What you want is called a datawarehouse. Since datawarehouses are OLAP and not OLTP, it is recommended to have as many columns as you need in order to achieve your goals. In your case the orders table in the datawarehouse will have 11 fields as having a 'snapshot' of orders as they come, regardless of users accounts updates.
Wiley -The Data Warehouse Toolkit, Second Edition
It's a good start.
Our payroll system uses effective dates in many tables. The ADDRESSES table is keyed on EMPLID and EFFDT. This allows us to track every time an employee's address changes. You could use the same logic to track historical addresses for customers. Your queries would simply need to include a clause that compares the order date to the customer address date that was in effect at the time of the order. For example
select o.orderID, c.customerID, c.address, c.city, c.state, c.zip
from orders o, customers c
where c.customerID = o.customerID
and c.effdt = (
select max(c1.effdt) from customers c1
where c1.customerID = c.customerID and c1.effdt <= o.orderdt
)
The objective is to select the most recent row in customers having an effective date that is on or before the date of the order.

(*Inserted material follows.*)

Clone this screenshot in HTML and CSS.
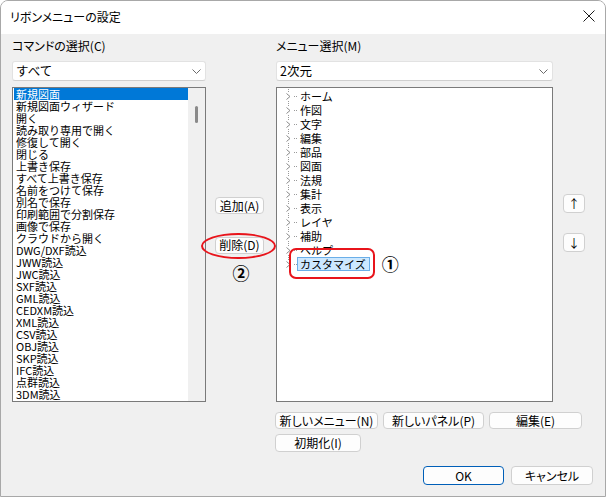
FILE: index.html
```html
<!DOCTYPE html>
<html lang="ja">
<head>
  <meta charset="UTF-8">
  <title>リボンメニューの設定</title>
  <link rel="stylesheet" href="styles.css">
</head>
<body>
  <div class="window">
    <div class="titlebar">
      <span class="title">リボンメニューの設定</span>
      <svg class="close" width="12" height="12" viewBox="0 0 12 12"><path d="M0.5 0.5L11.5 11.5M11.5 0.5L0.5 11.5" stroke="#1a1a1a" stroke-width="1" fill="none"/></svg>
    </div>

    <div class="content">
      <div class="columns">
        <div class="col col-left">
          <div class="label">コマンドの選択(C)</div>
          <div class="select">
            <span>すべて</span>
            <svg width="9" height="5" viewBox="0 0 9 5"><path d="M0.5 0.5L4.5 4.5L8.5 0.5" stroke="#6b6b6b" fill="none"/></svg>
          </div>
          <div class="listbox">
            <ul class="list">
              <li class="selected">新規図面</li>
              <li>新規図面ウィザード</li>
              <li>開く</li>
              <li>読み取り専用で開く</li>
              <li>修復して開く</li>
              <li>閉じる</li>
              <li>上書き保存</li>
              <li>すべて上書き保存</li>
              <li>名前をつけて保存</li>
              <li>別名で保存</li>
              <li>印刷範囲で分割保存</li>
              <li>画像で保存</li>
              <li>クラウドから開く</li>
              <li>DWG/DXF読込</li>
              <li>JWW読込</li>
              <li>JWC読込</li>
              <li>SXF読込</li>
              <li>GML読込</li>
              <li>CEDXM読込</li>
              <li>XML読込</li>
              <li>CSV読込</li>
              <li>OBJ読込</li>
              <li>SKP読込</li>
              <li>IFC読込</li>
              <li>点群読込</li>
              <li>3DM読込</li>
            </ul>
            <div class="scrollbar"><div class="thumb"></div></div>
          </div>
        </div>

        <div class="col col-mid">
          <button class="btn btn-mid">追加(A)</button>
          <div class="mark-wrap">
            <button class="btn btn-mid">削除(D)</button>
            <span class="ellipse"></span>
          </div>
          <div class="num num-2">②</div>
        </div>

        <div class="col col-right">
          <div class="label">メニュー選択(M)</div>
          <div class="select">
            <span>2次元</span>
            <svg width="9" height="5" viewBox="0 0 9 5"><path d="M0.5 0.5L4.5 4.5L8.5 0.5" stroke="#6b6b6b" fill="none"/></svg>
          </div>
          <div class="listbox">
            <ul class="tree">
              <li><span class="chev"><svg width="5" height="7" viewBox="0 0 5 7"><path d="M0.5 0.5L4 3.5L0.5 6.5" stroke="#8a8a8a" fill="none"/></svg></span><span class="dots"></span><span class="node">ホーム</span></li>
              <li><span class="chev"><svg width="5" height="7" viewBox="0 0 5 7"><path d="M0.5 0.5L4 3.5L0.5 6.5" stroke="#8a8a8a" fill="none"/></svg></span><span class="dots"></span><span class="node">作図</span></li>
              <li><span class="chev"><svg width="5" height="7" viewBox="0 0 5 7"><path d="M0.5 0.5L4 3.5L0.5 6.5" stroke="#8a8a8a" fill="none"/></svg></span><span class="dots"></span><span class="node">文字</span></li>
              <li><span class="chev"><svg width="5" height="7" viewBox="0 0 5 7"><path d="M0.5 0.5L4 3.5L0.5 6.5" stroke="#8a8a8a" fill="none"/></svg></span><span class="dots"></span><span class="node">編集</span></li>
              <li><span class="chev"><svg width="5" height="7" viewBox="0 0 5 7"><path d="M0.5 0.5L4 3.5L0.5 6.5" stroke="#8a8a8a" fill="none"/></svg></span><span class="dots"></span><span class="node">部品</span></li>
              <li><span class="chev"><svg width="5" height="7" viewBox="0 0 5 7"><path d="M0.5 0.5L4 3.5L0.5 6.5" stroke="#8a8a8a" fill="none"/></svg></span><span class="dots"></span><span class="node">図面</span></li>
              <li><span class="chev"><svg width="5" height="7" viewBox="0 0 5 7"><path d="M0.5 0.5L4 3.5L0.5 6.5" stroke="#8a8a8a" fill="none"/></svg></span><span class="dots"></span><span class="node">法規</span></li>
              <li><span class="chev"><svg width="5" height="7" viewBox="0 0 5 7"><path d="M0.5 0.5L4 3.5L0.5 6.5" stroke="#8a8a8a" fill="none"/></svg></span><span class="dots"></span><span class="node">集計</span></li>
              <li><span class="chev"><svg width="5" height="7" viewBox="0 0 5 7"><path d="M0.5 0.5L4 3.5L0.5 6.5" stroke="#8a8a8a" fill="none"/></svg></span><span class="dots"></span><span class="node">表示</span></li>
              <li><span class="chev"><svg width="5" height="7" viewBox="0 0 5 7"><path d="M0.5 0.5L4 3.5L0.5 6.5" stroke="#8a8a8a" fill="none"/></svg></span><span class="dots"></span><span class="node">レイヤ</span></li>
              <li><span class="chev"><svg width="5" height="7" viewBox="0 0 5 7"><path d="M0.5 0.5L4 3.5L0.5 6.5" stroke="#8a8a8a" fill="none"/></svg></span><span class="dots"></span><span class="node">補助</span></li>
              <li><span class="chev"><svg width="5" height="7" viewBox="0 0 5 7"><path d="M0.5 0.5L4 3.5L0.5 6.5" stroke="#8a8a8a" fill="none"/></svg></span><span class="dots"></span><span class="node">ヘルプ</span></li>
              <li><span class="chev"><svg width="5" height="7" viewBox="0 0 5 7"><path d="M0.5 0.5L4 3.5L0.5 6.5" stroke="#8a8a8a" fill="none"/></svg></span><span class="dots"></span><span class="node node-selected">カスタマイズ<span class="redbox"></span></span><span class="num num-1">①</span></li>
            </ul>
          </div>
        </div>

        <div class="col col-side">
          <button class="btn btn-arrow">↑</button>
          <button class="btn btn-arrow btn-down">↓</button>
        </div>
      </div>

      <div class="footer">
        <div class="row">
          <button class="btn btn-new-menu">新しいメニュー(N)</button>
          <button class="btn btn-new-panel">新しいパネル(P)</button>
          <button class="btn btn-edit">編集(E)</button>
        </div>
        <div class="row row-2">
          <button class="btn btn-init">初期化(I)</button>
        </div>
      </div>

      <div class="actions">
        <button class="btn btn-ok">OK</button>
        <button class="btn btn-cancel">キャンセル</button>
      </div>
    </div>
  </div>
</body>
</html>
```

FILE: styles.css
```css
body { margin: 0; font-family: "Noto Sans CJK JP", "Noto Sans", sans-serif; font-size: 12px; color: #000; }
.window { width: 606px; height: 497px; box-sizing: border-box; border: 1px solid #a8a8a8; border-radius: 8px 8px 0 0; overflow: hidden; background: #f0f0f0; display: flex; flex-direction: column; }

.titlebar { height: 33px; box-sizing: border-box; background: #fff; display: flex; align-items: center; justify-content: space-between; padding: 0 10px 3px 9px; }
.title { font-size: 12px; font-feature-settings: "palt"; }

.content { flex: 1; padding: 4px 0 0 11px; }
.columns { display: flex; }
.col { display: flex; flex-direction: column; }
.col-left { width: 194px; }
.col-mid { width: 70px; padding-top: 159px; box-sizing: border-box; }
.col-right { width: 277px; }
.col-side { padding: 156px 0 0 10px; }

.label { height: 16px; line-height: 16px; font-feature-settings: "palt"; }
.select { margin-top: 7px; height: 20px; box-sizing: border-box; background: #fff; border: 1px solid #e2e2e2; border-bottom-color: #cfcfcf; border-radius: 3px; display: flex; align-items: center; justify-content: space-between; padding: 0 4px 0 3px; }
.select span { line-height: 16px; font-size: 12.5px; }

.listbox { margin-top: 6px; height: 315px; box-sizing: border-box; border: 1px solid #7a7a7a; background: #fff; display: flex; align-items: flex-start; overflow: hidden; }
.list { flex: 1; margin: 0; padding: 0 0 0 1px; list-style: none; font-size: 11px; line-height: 12px; overflow: hidden; }
.list li { padding-left: 2px; height: 12px; white-space: nowrap; }
.list li.selected { background: #0078d7; color: #fff; }
.scrollbar { width: 17px; height: 313px; background: #f0f0f0; padding-top: 18px; box-sizing: border-box; }
.thumb { width: 3px; height: 17px; margin-left: 7px; background: #8a8a8a; border-radius: 2px; }

.tree { margin: 1px 0 0; padding: 0; list-style: none; font-size: 11px; background: repeating-linear-gradient(to bottom, #9a9a9a 0 1px, transparent 1px 2px) 11px 0 / 1px calc(100% - 7px) no-repeat; }
.tree li { display: flex; align-items: center; height: 14px; }
.chev { width: 8px; height: 9px; margin-left: 7px; display: flex; align-items: center; justify-content: center; background: #fff; }
.dots { width: 3px; height: 0; margin-left: 2px; border-top: 1px dotted #9a9a9a; }
.node { border: 1px solid transparent; padding: 0 3px 0 2px; line-height: 12px; }
.node-selected { position: relative; background: #cce8ff; border-color: #6aaee8; }
.redbox { position: absolute; left: -9px; right: -6px; top: -10px; bottom: -9px; border: 2.5px solid #e8141b; border-radius: 7px; }
.num { font-size: 17px; line-height: 14px; font-weight: bold; }
.num-1 { margin-left: 12px; }
.num-2 { width: 49px; margin: 10px 0 0 9px; padding-left: 3px; box-sizing: border-box; text-align: center; line-height: 18px; }

.btn { font-family: inherit; font-size: 12px; font-feature-settings: "palt"; color: #000; background: #fdfdfd; border: 1px solid #d0d0d0; border-radius: 4px; padding: 0; line-height: 14px; box-sizing: border-box; }
.btn-mid { width: 49px; height: 17px; margin-left: 9px; }
.mark-wrap { position: relative; margin-top: 22px; }
.ellipse { position: absolute; left: -5px; top: -3px; width: 75px; height: 26px; box-sizing: border-box; border: 2.5px solid #e8141b; border-radius: 50%; }
.btn-arrow { width: 22px; height: 19px; font-size: 12px; }
.btn-down { margin-top: 20px; }

.footer { margin-top: 10px; padding-left: 263px; }
.row { display: flex; gap: 5px; }
.row-2 { margin-top: 5px; }
.btn-new-menu { width: 103px; height: 17px; }
.btn-new-panel { width: 101px; height: 17px; }
.btn-edit { width: 93px; height: 17px; }
.btn-init { width: 86px; height: 18px; }

.actions { display: flex; justify-content: flex-end; gap: 7px; margin: 14px 12px 0 0; }
.btn-ok { width: 81px; height: 19px; border-color: #005fb8; }
.btn-cancel { width: 82px; height: 19px; }
```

This same strategy could be used to keep historical information on product prices.
I myself like to keep it simple. I would use two tables: a customer table and a customer history table. If you have the key (e.g. CustomerID) in the history table there is no reason to make a joining table, a select on that key will give you all records.
You also don't have audit information (e.g. date modified, who modified etc) in the history table as you show it, I expect you want this.
So mine would look something like this:
CustomerTable (this contains current customer information)
CustomerID (distinct non null)
...all customer information fields
CustomerHistoryTable
CustomerID (not distinct non null)
...all customer information fields
DateOfChange
WhoChanged
The DateOfChange field is the date the customer table was changed (from the values in this record) to the values in a more recent record of the values in the CustomerTable.
You orders table just needs a CustomerID if you need to find the customer information at the time of the order it is a simple select.